Plot with ggplot

Hi, I'm trying to replicate the apple mobility plot https://www.apple.com/covid19/mobility/ with ggplot and having trouble with it. My data frame has the countries as rows and the dates a as column names.
Any help would be greatly appreciated. I tried to upload a screenshot and it didn't work

If you have the dates as columns, then you will need to reshape the data first:
https://tidyr.tidyverse.org/articles/tidy-data.html

Thanks, so I make the dates as the rows and the countries as the columns?

tidy data would have columns for country, date, value(i.e. number_of_cases), the rows would have the information that is appropriate under such headings.

No, you reshape the data to a 'long' format via e.g. tidyr::pivot_longer() such that your data looks like:

"USA", "2020-04-01", 100
"USA", "2020-04-02", 101
"Italy", "2020-04-01", 200 
"Italy", "2020-04-02", 201

maps1 %>%
pivot_longer(-Group.1, names_to = "Dates", values_to = "frequency")

Is still returning the same data frame as there original, am I doing something wrong?

We don't really have enough info to help you out. Could you ask this with a minimal REPR oducible EX ample (reprex)? A reprex makes it much easier for others to understand your issue and figure out how to help.

If you've never heard of a reprex before, you might want to start by reading this FAQ:

Martin thanks for you advice. I have now got the data frame reshaped. I tried to add my code using datapasta package but it was giving me grief to. I've managed to plot the data using ggplot and have loads the geom_line from multiple data sets. Its all working but how do I create a legend representing each country?
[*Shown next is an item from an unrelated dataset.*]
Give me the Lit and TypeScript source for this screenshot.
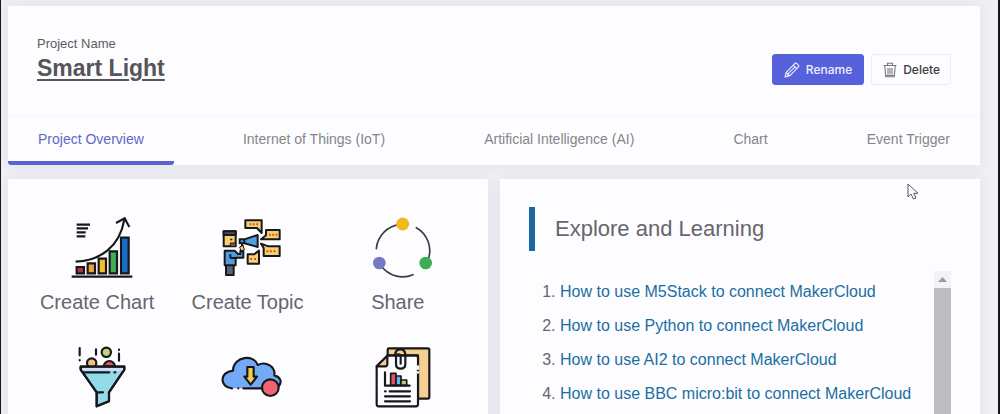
import { LitElement, html, css, nothing } from "lit";
import { customElement, property, state } from "lit/decorators.js";

const INK = "#17171d";

const chartIcon = html`<svg viewBox="-8 15 240 195" aria-hidden="true" fill="none" stroke=${INK} stroke-width="6.500">
  <path d="M51 44h40M51 55h34M51 67h27M51 79h26" />
  <path d="M36 200h182" />
  <path d="M48 155C120 152 180 112 194 28" />
  <path d="M169 39l26-14 14 26" />
  <path d="M51 171h22v19H51z" fill="#b8343f" />
  <path d="M84 160h22v30H84z" fill="#efa23a" />
  <path d="M117 146h22v44h-22z" fill="#f5bf2b" />
  <path d="M150 124h22v66h-22z" fill="#3fae55" />
  <path d="M184 83h23v107h-23z" fill="#1a6fc4" />
</svg>`;

const topicIcon = html`<svg viewBox="-6 15 240 195" aria-hidden="true" stroke=${INK} stroke-width="6" stroke-linejoin="round">
  <path d="M51 163h23v32H51z" fill="#5d6474" />
  <path d="M44 64h36v45H44z" fill="#f7cf6b" />
  <path d="M44 64h36v11H44z" fill="#4a4f5e" />
  <path d="M64 99h16v10H64z" fill="#8a5a33" stroke-width="3" />
  <path d="M67 86v5" />
  <path d="M92 111l10-6 4 14-10 5z" fill="#f7cf6b" stroke-width="3" />
  <path d="M47 122h30l10 10h7v-9h9v20H80v23H47z" fill="#4f9fe0" />
  <path d="M64 133v7q0 4 5 4h14" fill="none" />
  <path d="M92 88h14l40-13v36l-40-11H92z" fill="#4f9fe0" />
  <path d="M106 88v12M99 100v9" fill="none" />
  <path d="M109 31h49v38l-14-15h-35z" fill="#f7cf6b" />
  <path d="M171 60h41v28h-56l15-12z" fill="#f7cf6b" />
  <path d="M156 101l22 8h34v29h-48v-24z" fill="#f7cf6b" />
  <path d="M150 122v39h-34v-28h19z" fill="#f7cf6b" />
  <path d="M122 43h5M132 43h5M142 43h5M180 74h5M190 74h5M200 74h5M173 124h5M183 124h5M194 124h5M124 147h5M136 147h5" stroke="#c9423a" fill="none" />
</svg>`;

const shareIcon = html`<svg viewBox="-4 15 240 195" aria-hidden="true" fill="none" stroke="#3c3d48" stroke-width="5" stroke-linecap="round">
  <path d="M51 116A79 79 0 0 1 122 44" />
  <path d="M171 53A79 79 0 0 1 206 150" />
  <path d="M161 194A79 79 0 0 1 66 168" />
  <g stroke="none">
    <circle cx="130" cy="42" r="19.500" fill="#f1b91e" />
    <circle cx="60" cy="159" r="19" fill="#7479c4" />
    <circle cx="199" cy="159" r="19" fill="#3bae55" />
  </g>
</svg>`;

const funnelIcon = html`<svg viewBox="-8 33 240 195" aria-hidden="true" fill="none" stroke=${INK} stroke-width="6.500" stroke-linecap="round" stroke-linejoin="round">
  <path d="M60 42v22M60 78v1M109 46v16M178 47v1M178 59v21" />
  <circle cx="140" cy="55" r="14" fill="#bcd67a" />
  <circle cx="96" cy="87" r="14" fill="#f5c07a" />
  <path d="M132 98a17 17 0 0 1 34 0z" fill="#e8505b" />
  <path d="M63 98h131v9l-46 68v27l-37 15v-42L63 107z" fill="#93dbe8" />
  <path d="M67 101h123v9H67z" fill="#d5ddf5" stroke="none" />
  <path d="M63 98h131v9l-46 68v27l-37 15v-42L63 107z" />
  <path d="M72 115h77M164 115h3M112 175h18" />
</svg>`;

const cloudIcon = html`<svg viewBox="-6 33 240 195" aria-hidden="true" stroke=${INK} stroke-width="6.500" stroke-linecap="round" stroke-linejoin="round">
  <path d="M63 163C34 160 32 117 72 110C73 65 136 60 146 93C172 80 200 99 196 124C216 128 221 148 208 163z" fill="#74aaf5" stroke="none" />
  <path d="M69 163C32 161 29 114 72 110C73 65 136 60 146 93C172 80 200 99 196 124C214 129 219 142 211 154" fill="none" />
  <path d="M88 163h0M103 163h57" fill="none" />
  <path d="M115 99h19v29h10l-19 24-19-24h9z" fill="#f3d14e" />
  <circle cx="184" cy="161" r="25" fill="#ef6373" />
</svg>`;

const reportIcon = html`<svg viewBox="-4 33 240 195" aria-hidden="true" fill="none" stroke=${INK} stroke-width="6.500" stroke-linecap="round" stroke-linejoin="round">
  <path d="M85 64V47q0-4 4-4h116q5 0 5 5v141q0 5-5 5h-29V64z" fill="#f6cf93" />
  <path d="M84 65h86q6 0 6 6v140q0 6-6 6H58q-6 0-6-6V97z" fill="#fdfdff" />
  <path d="M84 65v26q0 6-6 6H52z" fill="#f6cf93" />
  <path d="M176 97v8M176 114v2" stroke="#fdfdff" />
  <path d="M107 62q2-16 16-16t15 16v28q0 14-14 14t-14-14V69q0-8 7-8t7 8v20" />
  <path d="M94 118h16v36H94z" fill="#e8505b" stroke-width="5" />
  <path d="M110 126h15v28h-15z" fill="#5eb8ee" stroke-width="5" />
  <path d="M125 138h17v16h-17z" fill="#bfd16a" stroke-width="5" />
  <path d="M77 115v40h74M77 172h2M91 172h61M77 187h75M77 202h75" />
</svg>`;

const pencilIcon = html`<svg class="glyph" viewBox="0 0 16 16" aria-hidden="true" fill="none" stroke="currentColor" stroke-width="1.100" stroke-linejoin="round">
  <path d="M1 15l1.200-4.700L10.800 1.700q1-1 2.100 0l1.400 1.400q1 1.100 0 2.100L5.700 13.800zM2.200 10.300l3.500 3.500M9.300 3.200l3.500 3.500M4 11.900l7-7M3 12.600l1.200 1.200" />
</svg>`;

const trashIcon = html`<svg class="glyph" viewBox="0 0 16 16" aria-hidden="true" fill="none" stroke="currentColor" stroke-width="1.100">
  <path d="M1.500 3.500h13M5.500 3.300V1.300h5v2M2.800 3.700l.9 11h8.600l.9-11M6 6v6.500M8 6v6.500M10 6v6.500M3.800 13.500h8.400" />
</svg>`;

const actions = [
  { name: "Create Chart", caption: true, icon: chartIcon },
  { name: "Create Topic", caption: true, icon: topicIcon },
  { name: "Share", caption: true, icon: shareIcon },
  { name: "Filter", caption: false, icon: funnelIcon },
  { name: "Download", caption: false, icon: cloudIcon },
  { name: "Report", caption: false, icon: reportIcon },
];

const tabs = [
  "Project Overview",
  "Internet of Things (IoT)",
  "Artificial Intelligence (AI)",
  "Chart",
  "Event Trigger",
];

const guides = ["M5Stack", "Python", "AI2", "BBC micro:bit"];

@customElement("project-header")
class ProjectHeader extends LitElement {
  @property() name = "";
  @state() private active = 0;

  static styles = css`
    :host {
      display: block;
      background: #fdfdff;
      box-shadow: 0 0 13px rgba(82, 63, 105, 0.08);
    }
    .top {
      display: flex;
      justify-content: space-between;
      align-items: flex-end;
      padding: 30px 29px;
    }
    .caption {
      margin: 0 0 2px;
      font-size: 13px;
      line-height: 16px;
      color: #5b5b62;
    }
    .title {
      margin: 0 0 3px;
      font-size: 23px;
      line-height: 28px;
      font-weight: 700;
      text-decoration: underline;
      text-decoration-thickness: 2px;
      text-underline-offset: 3px;
      color: #55555b;
    }
    .buttons {
      display: flex;
      gap: 7px;
    }
    .button {
      display: flex;
      align-items: center;
      gap: 5px;
      height: 31px;
      padding: 0 10px;
      border: 1px solid #ebebf2;
      border-radius: 3px;
      background: #fdfdff;
      color: #3b3b42;
      font: 500 12px/18px Inter, sans-serif;
      cursor: pointer;
    }
    .button .glyph {
      color: #77777d;
    }
    .primary {
      padding: 0 11px;
      gap: 6px;
      border-color: #5661db;
      background: #5661db;
      color: #eef0ff;
    }
    .primary .glyph {
      color: #eef0ff;
    }
    .glyph {
      width: 16px;
      height: 16px;
    }
    .tabs {
      display: flex;
      justify-content: space-between;
      border-top: 1px solid #f7f7fa;
    }
    .tab {
      height: 49px;
      padding: 1px 30px 0;
      border: 0;
      border-bottom: 4px solid transparent;
      background: none;
      color: #85858b;
      font: 14px/20px "Liberation Sans", Arial, sans-serif;
      white-space: nowrap;
      cursor: pointer;
    }
    .tab[aria-selected="true"] {
      border-bottom-color: #5b62d6;
      border-radius: 0 0 3px 3px;
      color: #6068c6;
    }
  `;

  render() {
    return html`
      <div class="top">
        <div>
          <p class="caption">Project Name</p>
          <h1 class="title">${this.name}</h1>
        </div>
        <div class="buttons">
          <button class="button primary">${pencilIcon}Rename</button>
          <button class="button">${trashIcon}Delete</button>
        </div>
      </div>
      <div class="tabs" role="tablist">
        ${tabs.map(
          (tab, i) => html`<button
            class="tab"
            role="tab"
            aria-selected=${i === this.active ? "true" : "false"}
            @click=${() => (this.active = i)}
          >${tab}</button>`
        )}
      </div>
    `;
  }
}

@customElement("action-grid")
class ActionGrid extends LitElement {
  static styles = css`
    :host {
      display: block;
      background: #fdfdff;
      box-shadow: 0 0 13px rgba(82, 63, 105, 0.08);
    }
    .grid {
      display: grid;
      grid-template-columns: repeat(3, 1fr);
      row-gap: 31px;
      padding: 36px 15px 36px 14px;
    }
    .action {
      display: flex;
      flex-direction: column;
      align-items: center;
      gap: 10px;
      padding: 0;
      border: 0;
      background: none;
      color: #66666c;
      font: 20px/24px "Liberation Sans", Arial, sans-serif;
      cursor: pointer;
    }
    .action svg {
      width: 80px;
      height: 65px;
    }
  `;

  render() {
    return html`<div class="grid">
      ${actions.map(
        (a) => html`<button class="action" aria-label=${a.name}>
          ${a.icon}${a.caption ? html`<span>${a.name}</span>` : nothing}
        </button>`
      )}
    </div>`;
  }
}

@customElement("learning-panel")
class LearningPanel extends LitElement {
  static styles = css`
    :host {
      display: block;
      background: #fdfdff;
      box-shadow: 0 0 13px rgba(82, 63, 105, 0.08);
    }
    .panel {
      padding: 28px 29px;
    }
    .heading {
      margin: 0 0 20px;
      padding-left: 20px;
      border-left: 6px solid #17699f;
      font-size: 22px;
      line-height: 44px;
      font-weight: 400;
      color: #66666c;
    }
    .scroller {
      display: flex;
      justify-content: space-between;
      height: 240px;
    }
    .list {
      margin: 0;
      padding: 4px 0 0 31px;
      font-size: 16px;
      line-height: 34px;
      color: #66666c;
      white-space: nowrap;
    }
    .link {
      color: #1b6ea3;
      text-decoration: none;
    }
    .bar {
      display: flex;
      flex-direction: column;
      width: 17px;
      background: #bdbdbf;
    }
    .up {
      display: flex;
      align-items: center;
      justify-content: center;
      height: 17px;
      background: #f3f3f5;
    }
    .up svg {
      width: 9px;
      height: 5px;
    }
  `;

  render() {
    return html`<div class="panel">
      <h2 class="heading">Explore and Learning</h2>
      <div class="scroller">
        <ol class="list">
          ${guides.map((g) => html`<li><a class="link" href="#">How to use ${g} to connect MakerCloud</a></li>`)}
        </ol>
        <div class="bar" aria-hidden="true">
          <div class="up"><svg viewBox="0 0 9 5"><path d="M0 5l4.500-5L9 5z" fill="#9a9a9d" /></svg></div>
        </div>
      </div>
    </div>`;
  }
}

@customElement("app-root")
class AppRoot extends LitElement {
  static styles = css`
    :host {
      display: block;
      box-sizing: border-box;
      height: 100vh;
      overflow: hidden;
      border: 0 solid #17171b;
      border-width: 0 2px 0 1px;
      background: #efeff5;
      font-family: "Liberation Sans", Arial, sans-serif;
    }
    .page {
      display: flex;
      flex-direction: column;
      gap: 14px;
      padding: 6px 18px 14px 7px;
    }
    .columns {
      display: grid;
      grid-template-columns: 1fr 1fr;
      gap: 12px;
    }
    .cursor {
      position: absolute;
      left: 907px;
      top: 183px;
      width: 12px;
      height: 17px;
    }
  `;

  render() {
    return html`
      <main class="page">
        <project-header name="Smart Light"></project-header>
        <div class="columns">
          <action-grid></action-grid>
          <learning-panel></learning-panel>
        </div>
      </main>
      <svg class="cursor" viewBox="0 0 12 17" aria-hidden="true">
        <path d="M1 1v13l3-3 2.500 5 2.500-1-2.300-4.700H11z" fill="#fff" stroke="#55555b" stroke-width="1" />
      </svg>
    `;
  }
}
If it's from multiple datasets you are making it more difficult than otherwise.
One dataset where the the country variable can be the colour mapping of the geom would be easier

How do I write that? Below is how I separated into county data frames and then plotted.
But you are suggesting that I can plot it from the original data frame?

AustraliaDataMapMobilityTransit <- subset(transitData, region =="Australia")
BelgiumDataMapMobilityTransit <- subset(transitData, region == "Belgium")
BrazilDataMapMobilityTransit <- subset(transitData, region == "Brazil")
CanadaDataMapMobilityTransit <- subset(transitData, region == "Canada")
CzechRepublicDataMapMobilityTransit <- subset(transitData, region == "Czech Republic")

ggplot()+
geom_line(data = AustraliaDataMapMobilityTransit, aes(x = Dates, y= frequency), colour = "red")+
geom_line(data=BelgiumDataMapMobilityTransit, aes(x= Dates, y = frequency), colour = "blue")+
geom_line(data=BrazilDataMapMobilityTransit, aes(x= Dates, y = frequency), colour = "yellow")+
geom_line(data=CanadaDataMapMobilityTransit, aes(x= Dates, y = frequency), colour = "black")+
geom_line(data=CzechRepublicDataMapMobilityTransit, aes(x= Dates, y = frequency), colour = "orange")


ggplot(data = transitData)+
geom_line( mapping = aes(x = Dates, y= frequency, colour = region))
1 Like

Thanks you are a legend. How do I only plot top 5 and bottom 5.

Top 5 countries and bottom 5 countries, each country has approx 100 rows and there is approx 90 odd countries in the list

how do you calculate a ranking of the counties ? i.e. you have a summarisation over their dates in mind ?

The countries are listed in order, but there is 100 entries for each country before it moves to the next Screen Shot 2020-04-22 at 10.05.50 pm

Or is there a way to specify what countries I want to include

Say I want to graph Australia, Canada,America and Russia

sorry friend, you are a little all over the place...
you can certainly filter your data on the way into your graph.
dplyr::filter() function is for that purpose.

filtered_data <- transitData %>% filter(region %in% c("Australia", "Canada"))

ggplot(data = filtered_data )+
geom_line( mapping = aes(x = Dates, y= frequency, colour = region))

This topic was automatically closed 21 days after the last reply. New replies are no longer allowed.